Removing the Silos Between Sales and Marketing

Jack Welch, former CEO of GE1, was one of the first proponents of the “boundary-less organization” concept, where teams across functions, geographies, and seniorities worked quickly and efficiently to find solutions and make decisions in real-time. It is particularly beneficial for marketing and sales to work together; when their efforts are well aligned it translates to more leads, more deals closed, and higher customer retention rates.


The end goal for both sales and marketing functions is to increase profit for their organization. However, their methods of achieving that goal may vary. In sales, it’s simple: did a department reach its sales targets or not? Marketing is more opaque, and it can be difficult to quantify the correlation between the department’s promotion, brand, and advertising efforts, as well as client acquisition.

Because of those differing processes and mentalities, a roadblock often forms between the two functions. A report by the Content Marketing Group shows that sales teams do not use 60-70 percent of B2B content created by marketing departments because they feel it’s not important to their audiences. In fact, only 25 percent of marketing-originated leads are legitimate and ready for sales according to Gleanster Research.

While it’s an admirable ambition, not every organization has successfully achieved cross-functional departments. Far too often, functions end up in silos, with departments, units, and processes working independently of each other. By identifying silos and working proactively to remove them, an organization can break down communication barriers that prohibit innovation and growth, ultimately leading to better results for the business.


There are a number of digital tools that are helpful in increasing efficiencies across functions and in working with customers. For example, with Connecteam1, employees can view and create project checklists, upload files, view colleagues’ schedules, create libraries of information, and even train for new areas of focus. A platform like Pocket1 reduces distractions while neatly compiling data in one convenient place. And there’s no shortage of ways to communicate with customers, whether it’s via social media or through any one of the e-mail newsletter platforms. Sparkcentral1 is an example of both, allowing for communication with customers while also supporting in-app messaging for team members.

While these tools are helpful, they can oftentimes limit human interaction. Gartner predicts that by 2020, customers will manage 85 percent of their enterprise relationships without interacting with a human.

Many companies have tightened their spending on different functions, which results in even more pressure to achieve key results. On the marketing side, for instance, tighter budgets require justifying each initiative; for sales, it can mean fewer follow-ups. Each function wants to demonstrate its individual value to the company, but whether consciously or subconsciously, it can cause roadblocks in efficiency.


of customers will manage their enterprise relationships without interacting with a human


Alignment is essential. According to MarketingProfs, companies with well-aligned sales and marketing functions experience 36 percent higher customer retention rates, 38 percent higher sales win rates, and are 67 percent better at closing deals.

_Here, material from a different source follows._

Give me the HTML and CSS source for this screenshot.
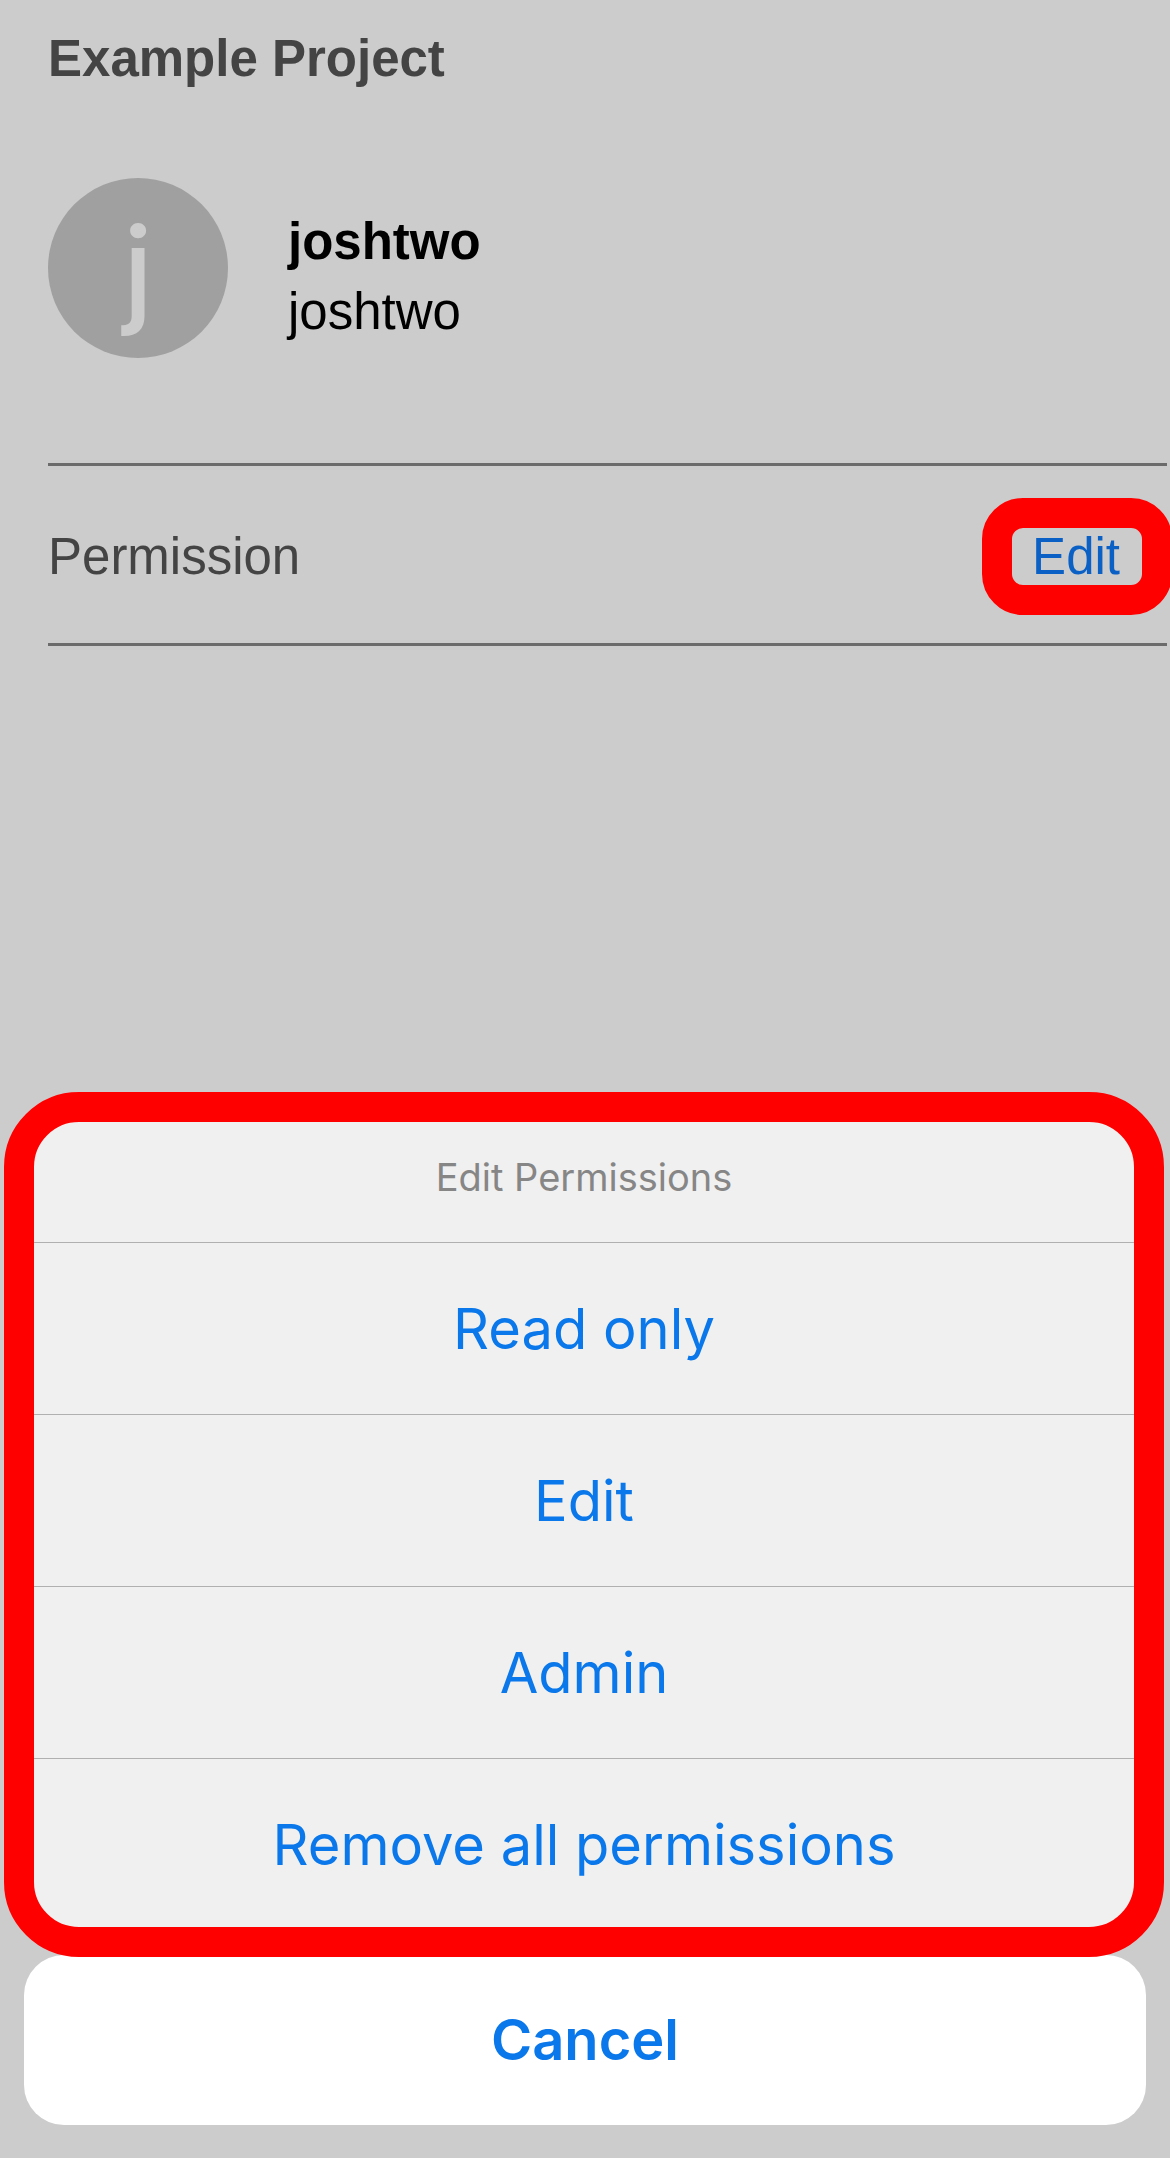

Automation is another important tool for increasing efficiency. Organizations can automate tasks such as email blasts and newsletters, to focus on more in-depth campaigns that target the right people. According to the Aberdeen Group, marketing automation can increase conversion rates by more than 50 percent. Before starting with automation, it’s important to define campaign objectives and consider audience personas. The groups are not identical, so messaging for each must be tailored accordingly. It’s also best to start small before working up to more complex, multi-layered campaigns.

Even though organizations are using automation more frequently, salespeople still maintain the strongest relationships with customers. Salespeople must communicate with marketing in order for a business to thrive. Sales representatives can help answer these key questions:

  • What do customers like about the company’s product or service?
  • What are they concerned about?
  • What were the best and worst parts of the sales process?

By understanding the personas of their audiences and sharing that information across functions, an organization can better focus its efforts on the right people. It can also use a few other methods to bring more cohesion across the business:

  • Create specialized integration teams where marketing and sales can meet to share common business goals and report progress to leadership regularly. This frequent face-to-face action helps remove the isolation caused by silos
  • Put the two teams together. More organizations are creating “smarketing” departments that combine the functions of sales and marketing. Aligning marketing with sales also helps to keep both sides accountable. For example, an organization may provide incentives for marketing to contribute a certain amount of qualified leads into the sales pipeline
  • Develop lead scoring to determine a lead’s “sale-readiness.” This is effective in strengthening the revenue cycle, but only if sales and marketing work in tandem to develop the scorecard
  • Utilize account-based marketing, whereby individual prospects or customer accounts are treated as one. This helps to get the best value out of marketing while engaging with prospects earlier in the process
  • Align marketing content with sales-identified segments to improve the quality of targets and leads

Marketing and sales functions should start working together before a product or service is launched. Their combined knowledge can help influence the ultimate design. They should also collaborate on creating their buyer personas, developing case studies, product digest emails, and product demos or videos. Finally, functions across an organization should participate in offline or social media events together. These may not be traditional team pairings, but when an organization becomes integrated, the possibilities are endless.


1The discussion of specific companies in this document is not an endorsement of nor does it suggest an affiliation with these companies.